Moleculin Biotech, Inc. announced the publication of data evaluating Annamycin's performance as an anthracycline designed to avoid the cardiotoxicity typically associated with currently prescribed anthracyclines. The manuscript titled, “Anthracycline-induced cardiotoxicity – are about to clear this hurdle?1,” was published in the peer-reviewed European Journal of Cancer. The published manuscript discusses clinically evaluated doxorubicin analogs that were developed as potentially non-cardiotoxic anticancer agents and includes Annamycin.
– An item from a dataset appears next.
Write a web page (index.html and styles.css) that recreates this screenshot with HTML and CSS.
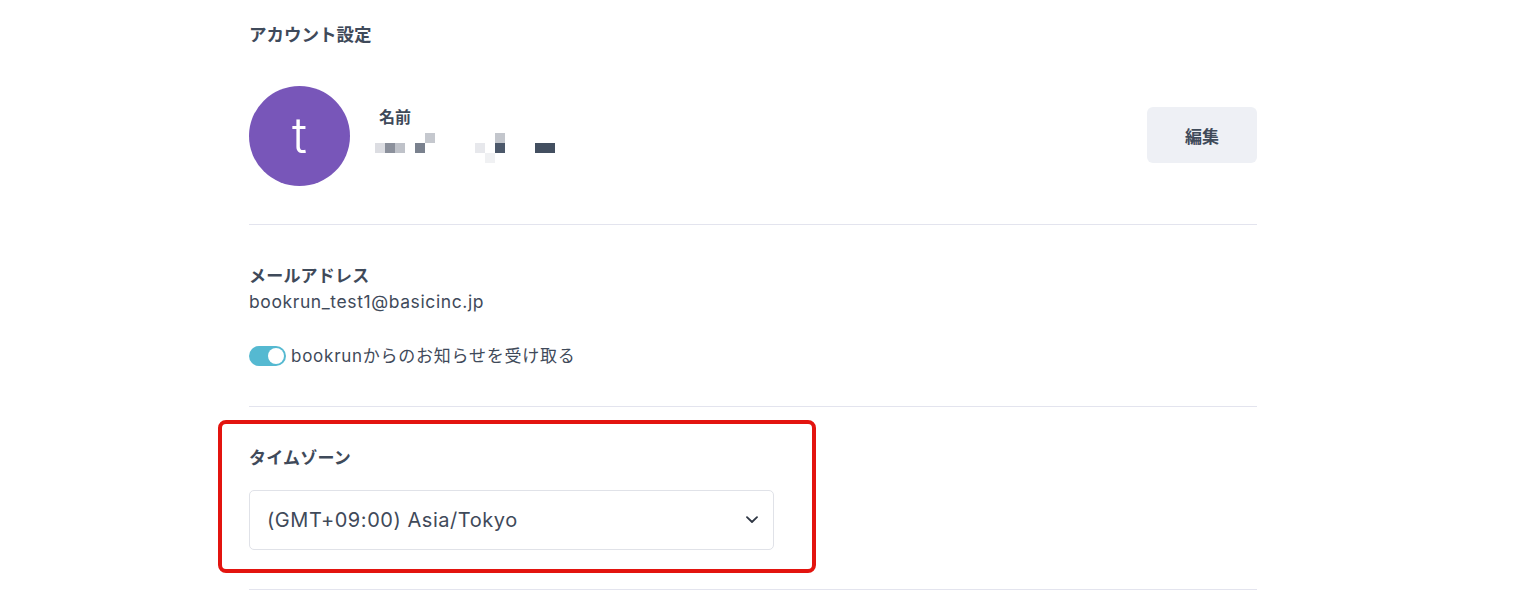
FILE: index.html
```html
<!DOCTYPE html>
<html lang="ja">
<head>
<meta charset="utf-8">
<title>アカウント設定</title>
<link rel="stylesheet" href="styles.css">
</head>
<body>
<main class="page">
  <h1 class="title">アカウント設定</h1>

  <section class="profile">
    <div class="avatar">t</div>
    <div class="name-block">
      <div class="label-sm">名前</div>
      <div class="mosaic" aria-label="名前（モザイク）">
        <span class="px p1"></span>
        <span class="px p2"></span>
        <span class="px p3"></span>
        <span class="px p4"></span>
        <span class="px p5"></span>
        <span class="px p6"></span>
        <span class="px p7"></span>
        <span class="px p8"></span>
        <span class="px p9"></span>
        <span class="px p10"></span>
      </div>
    </div>
    <button class="edit-btn" type="button">編集</button>
  </section>

  <section class="block email">
    <div class="label">メールアドレス</div>
    <div class="value">bookrun_test1@basicinc.jp</div>
    <label class="toggle-row">
      <span class="toggle"><span class="knob"></span></span>
      <span class="toggle-text">bookrunからのお知らせを受け取る</span>
    </label>
  </section>

  <section class="block timezone">
    <div class="highlight"></div>
    <div class="label">タイムゾーン</div>
    <div class="select">
      <span class="select-text">(GMT+09:00) Asia/Tokyo</span>
      <svg class="chevron" width="12" height="8" viewBox="0 0 12 8" aria-hidden="true">
        <path d="M1 1.2 L6 6 L11 1.2" fill="none" stroke="#2f3744" stroke-width="1.8" stroke-linecap="round" stroke-linejoin="round"/>
      </svg>
    </div>
  </section>
  <div class="end-rule"></div>
</main>
</body>
</html>
```

FILE: styles.css
```css
* { box-sizing: border-box; }

html, body {
  margin: 0;
  padding: 0;
  background: #ffffff;
}

body {
  font-family: "Inter", "Noto Sans CJK JP", sans-serif;
  color: #3f4a5a;
}

.page {
  width: 1008px;
  margin-left: 249px;
  padding-top: 20px;
}

.title {
  margin: 0;
  font-size: 17.5px;
  line-height: 29px;
  font-weight: 700;
}

.profile {
  display: flex;
  align-items: flex-start;
  margin-top: 37px;
  padding-bottom: 38px;
}

.avatar {
  width: 101px;
  height: 100px;
  border-radius: 50%;
  background: #7856b9;
  color: #ffffff;
  font-size: 50px;
  line-height: 98px;
  text-align: center;
  font-family: "Inter", sans-serif;
  font-weight: 300;
  flex: none;
}

.name-block {
  margin-left: 29px;
  padding-top: 19px;
  flex: 1;
}

.label-sm {
  font-size: 16px;
  line-height: 24px;
  font-weight: 700;
}

.mosaic {
  display: grid;
  grid-template-columns: repeat(18, 10px);
  grid-template-rows: repeat(3, 10px);
  margin-top: 4px;
  margin-left: -4px;
}

.px { display: block; }
.p1 { grid-column: 1; grid-row: 2; background: #dcdde2; }
.p2 { grid-column: 2; grid-row: 2; background: #8b909b; }
.p3 { grid-column: 3; grid-row: 2; background: #bfc2c9; }
.p4 { grid-column: 5; grid-row: 2; background: #7a818e; }
.p5 { grid-column: 6; grid-row: 1; background: #c5c8ce; }
.p6 { grid-column: 11; grid-row: 2; background: #e7e8ec; }
.p7 { grid-column: 12; grid-row: 3; background: #f0f1f3; }
.p8 { grid-column: 13; grid-row: 1; background: #c3c6cc; }
.p9 { grid-column: 13; grid-row: 2; background: #4c586a; }
.p10 { grid-column: 17 / span 2; grid-row: 2; background: #434f60; }

.edit-btn {
  align-self: flex-start;
  margin-top: 21px;
  width: 110px;
  height: 56px;
  border: none;
  border-radius: 6px;
  background: #eef0f5;
  color: #3f4a5a;
  font-family: inherit;
  font-size: 17px;
  font-weight: 700;
  padding: 0;
}

.block {
  border-top: 1px solid #e3e4ee;
  padding-top: 39px;
}

.label {
  font-size: 17px;
  line-height: 25px;
  font-weight: 700;
  letter-spacing: 0.2px;
}

.email { padding-bottom: 37px; }

.value {
  font-size: 17.5px;
  line-height: 26px;
  letter-spacing: 0.6px;
}

.toggle-row {
  display: flex;
  align-items: center;
  margin-top: 28px;
  height: 26px;
  gap: 5px;
}

.toggle {
  position: relative;
  width: 37px;
  height: 20px;
  border-radius: 10px;
  background: #55b9d1;
  flex: none;
}

.knob {
  position: absolute;
  right: 2px;
  top: 2px;
  width: 16px;
  height: 16px;
  border-radius: 50%;
  background: #ffffff;
}

.toggle-text {
  font-size: 17px;
  line-height: 26px;
  letter-spacing: 0.75px;
}

.timezone {
  position: relative;
  padding-bottom: 39px;
}

.highlight {
  position: absolute;
  left: -31px;
  top: 13px;
  width: 598px;
  height: 153px;
  border: 4px solid #e3140f;
  border-radius: 8px;
  pointer-events: none;
}

.select {
  display: flex;
  align-items: center;
  justify-content: space-between;
  margin-top: 19px;
  width: 525px;
  height: 60px;
  border: 1px solid #e0e2e8;
  border-radius: 5px;
  padding: 0 15px 0 17px;
}

.select-text {
  font-size: 20px;
  line-height: 28px;
  letter-spacing: 0.55px;
}

.chevron { flex: none; }

.end-rule {
  border-top: 1px solid #e3e4ee;
}
```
The anthracycline family of drugs (i.e., doxorubicin, daunorubicin, epirubicin, idarubicin) has significantly contributed to marked improvements of overall survival (OS) during the last few decades and represents one of the most potent cytostatic drugs for cancer treatment across various histologies (5-year overall survival of 80%). Annamycin is the Company's next-generation anthracycline that has been designed to be non-cardiotoxic and has been shown in animal models to accumulate in the lungs at up to 30-fold the level of doxorubicin (a commonly prescribed anthracycline), as well as demonstrating the ability to avoid the multidrug resistance mechanisms that typically limit the efficacy of doxorubicin and other currently prescribed anthracyclines. Annamycin is currently in development for the treatment of relapsed or refractory AML and STS lung metastases and the Company believes it may have the potential to treat additional indications.